Spanakopita
Alternative names | Spinach pie |
---|---|
Type | Pastry |
Course | Snack, Appetizer |
Place of origin | Greece |
Serving temperature | Hot or room temperature |
Main ingredients | Spinach, feta cheese, phyllo pastry |
Variations | Cheese pie (tiropita), leek pie (prasopita) |
Spanakopita (Greek: σπανακόπιτα) is a traditional Greek pastry dish, famous for its delicious filling of spinach, feta cheese, onions, eggs, and seasoning. The name "spanakopita" comes from the Greek words spanaki, meaning spinach, and pita, meaning pie. This savory pie is a staple of Greek cooking and is enjoyed in various forms across the country and around the world.
Ingredients and Preparation[edit | edit source]
The primary ingredients of spanakopita include spinach, feta cheese, olive oil, and phyllo dough. Often, other greens such as leeks, scallions, and dill are added to the filling for additional flavor. The mixture is seasoned with salt, pepper, and sometimes nutmeg. To prepare spanakopita, the spinach is first sautéed with the onions and then mixed with crumbled feta cheese, beaten eggs, and any additional herbs.

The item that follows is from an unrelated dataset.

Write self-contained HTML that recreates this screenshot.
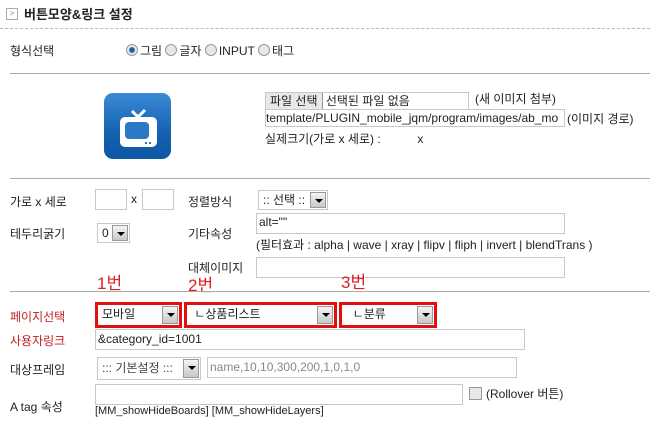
<!DOCTYPE html><html><head><meta charset="utf-8"><style>
body{margin:0;width:650px;height:425px;background:#fff;position:relative;overflow:hidden;font-family:"Liberation Sans","Noto Sans CJK KR",sans-serif;font-size:12px;color:#222}
.a{position:absolute;white-space:nowrap}
.inp{position:absolute;border:1px solid #c8c8c8;background:#fff;box-sizing:border-box;font-size:12px;line-height:16px;padding-left:2px;overflow:hidden;white-space:nowrap}
.sel{position:absolute;border:1px solid #c8c8c8;background:#fff;box-sizing:border-box;font-size:12px;padding-left:4px;overflow:hidden;white-space:nowrap}
.arr{position:absolute;right:1px;top:1px;bottom:1px;width:16px;background:linear-gradient(#f4f4f4,#c8c8c8);border:1px solid #999;box-sizing:border-box}
.arr:after{content:"";position:absolute;left:4px;top:6px;border-left:4px solid transparent;border-right:4px solid transparent;border-top:4px solid #000}
.red{position:absolute;border:3px solid #e01010;box-sizing:border-box}
.rad{display:inline-block;width:10px;height:10px;border:1px solid #999;border-radius:50%;background:#e8e8e8;vertical-align:-1px;margin-right:2px}
</style></head><body>
<div class="a" style="left:6px;top:8px;width:10px;height:10px;border:1px solid #aaa;font-size:8px;line-height:10px;text-align:center;color:#888">&gt;</div>
<div class="a" style="left:24px;top:4px;font-weight:bold;font-size:13px">버튼모양&amp;링크 설정</div>
<div class="a" style="left:0;top:28px;width:650px;border-top:1px dashed #bbb"></div>
<div class="a" style="left:10px;top:42px">형식선택</div>
<div class="a" style="left:126px;top:42px"><span class="rad" style="background:radial-gradient(#1f5fa8 35%,#e8e8e8 45%)"></span>그림 <span class="rad"></span>글자 <span class="rad"></span>INPUT <span class="rad"></span>태그</div>
<div class="a" style="left:10px;top:73px;width:640px;border-top:1px solid #aaa"></div>
<div class="a" style="left:104px;top:93px;width:67px;height:66px;border-radius:9px;background:linear-gradient(#3b8ad6,#1462b0 60%,#0d57a3)"></div>
<svg class="a" style="left:104px;top:93px" width="67" height="66"><path d="M28 18 L34 24 L41 17" stroke="#fff" stroke-width="3" fill="none"/><rect x="16" y="24" width="37" height="30" rx="5" fill="#fff"/><rect x="21" y="29" width="24" height="17" rx="4" fill="#2a78c6"/><rect x="41" y="49" width="2" height="2" fill="#2a78c6"/><rect x="45" y="49" width="2" height="2" fill="#2a78c6"/></svg>
<div class="inp" style="left:265px;top:92px;width:204px;height:18px;padding:0"><span style="display:inline-block;background:#e8e8e8;border-right:1px solid #999;padding:0 4px">파일 선택</span> 선택된 파일 없음</div>
<div class="a" style="left:475px;top:90px">(새 이미지 첨부)</div>
<div class="inp" style="left:265px;top:109px;width:300px;height:18px;padding:0">template/PLUGIN_mobile_jqm/program/images/ab_mo</div>
<div class="a" style="left:567px;top:110px">(이미지 경로)</div>
<div class="a" style="left:265px;top:130px">실제크기(가로 x 세로) :&nbsp;&nbsp;&nbsp;&nbsp;&nbsp;&nbsp;&nbsp;&nbsp;&nbsp;&nbsp;&nbsp;x</div>
<div class="a" style="left:10px;top:178px;width:640px;border-top:1px solid #aaa"></div>
<div class="a" style="left:10px;top:193px">가로 x 세로</div>
<div class="inp" style="left:95px;top:189px;width:32px;height:21px"></div>
<div class="a" style="left:131px;top:192px">x</div>
<div class="inp" style="left:142px;top:189px;width:32px;height:21px"></div>
<div class="a" style="left:188px;top:193px">정렬방식</div>
<div class="sel" style="left:258px;top:190px;width:70px;height:20px;line-height:18px">:: 선택 ::<div class="arr"></div></div>
<div class="a" style="left:10px;top:225px">테두리굵기</div>
<div class="sel" style="left:97px;top:223px;width:33px;height:20px;line-height:18px">0<div class="arr"></div></div>
<div class="a" style="left:188px;top:225px">기타속성</div>
<div class="inp" style="left:256px;top:213px;width:309px;height:21px">alt=""</div>
<div class="a" style="left:256px;top:236px">(필터효과 : alpha | wave | xray | flipv | fliph | invert | blendTrans )</div>
<div class="a" style="left:188px;top:259px">대체이미지</div>
<div class="inp" style="left:256px;top:257px;width:309px;height:21px"></div>
<div class="a" style="left:97px;top:269px;color:#e02020;font-size:17px">1번</div>
<div class="a" style="left:188px;top:271px;color:#e02020;font-size:17px">2번</div>
<div class="a" style="left:341px;top:268px;color:#e02020;font-size:17px">3번</div>
<div class="a" style="left:10px;top:291px;width:640px;border-top:1px solid #aaa"></div>
<div class="a" style="left:10px;top:308px;color:#c02020">페이지선택</div>
<div class="red" style="left:95px;top:302px;width:87px;height:26px"></div>
<div class="sel" style="left:98px;top:305px;width:81px;height:20px;line-height:18px;border:none">모바일<div class="arr"></div></div>
<div class="red" style="left:184px;top:302px;width:153px;height:26px"></div>
<div class="sel" style="left:187px;top:305px;width:147px;height:20px;line-height:18px;border:none">&nbsp;ㄴ상품리스트<div class="arr"></div></div>
<div class="red" style="left:339px;top:302px;width:98px;height:26px"></div>
<div class="sel" style="left:342px;top:305px;width:92px;height:20px;line-height:18px;border:none">&nbsp;&nbsp;ㄴ분류<div class="arr"></div></div>
<div class="a" style="left:10px;top:332px;color:#c02020">사용자링크</div>
<div class="inp" style="left:95px;top:329px;width:430px;height:21px;line-height:19px">&amp;category_id=1001</div>
<div class="a" style="left:10px;top:361px">대상프레임</div>
<div class="sel" style="left:97px;top:357px;width:104px;height:23px;line-height:21px;color:#444">::: 기본설정 :::<div class="arr"></div></div>
<div class="inp" style="left:207px;top:357px;width:310px;height:21px;line-height:19px;color:#888">name,10,10,300,200,1,0,1,0</div>
<div class="a" style="left:10px;top:398px">A tag 속성</div>
<div class="inp" style="left:95px;top:384px;width:368px;height:21px"></div>
<div class="a" style="left:469px;top:387px;width:11px;height:11px;border:1px solid #999;background:#e8e8e8"></div>
<div class="a" style="left:486px;top:385px">(Rollover 버튼)</div>
<div class="a" style="left:95px;top:405px;font-size:11px">[MM_showHideBoards] [MM_showHideLayers]</div>
</body></html>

This mixture is then layered or wrapped in phyllo dough, which has been brushed with olive oil or melted butter. The pastry can be made in a large pan and cut into squares or triangles after baking, or individual triangles can be made by folding the phyllo dough around the filling.
History[edit | edit source]
Spanakopita is believed to have origins in ancient Greece, with variations of the dish existing throughout the centuries. The modern version, made with phyllo dough, likely developed in the 20th century with the commercial availability of the dough. Spanakopita is part of a larger family of Greek pies known as pites or pitas, which can be filled with various ingredients, including cheese (tiropita), meat, and even sweet fillings.
Cultural Significance[edit | edit source]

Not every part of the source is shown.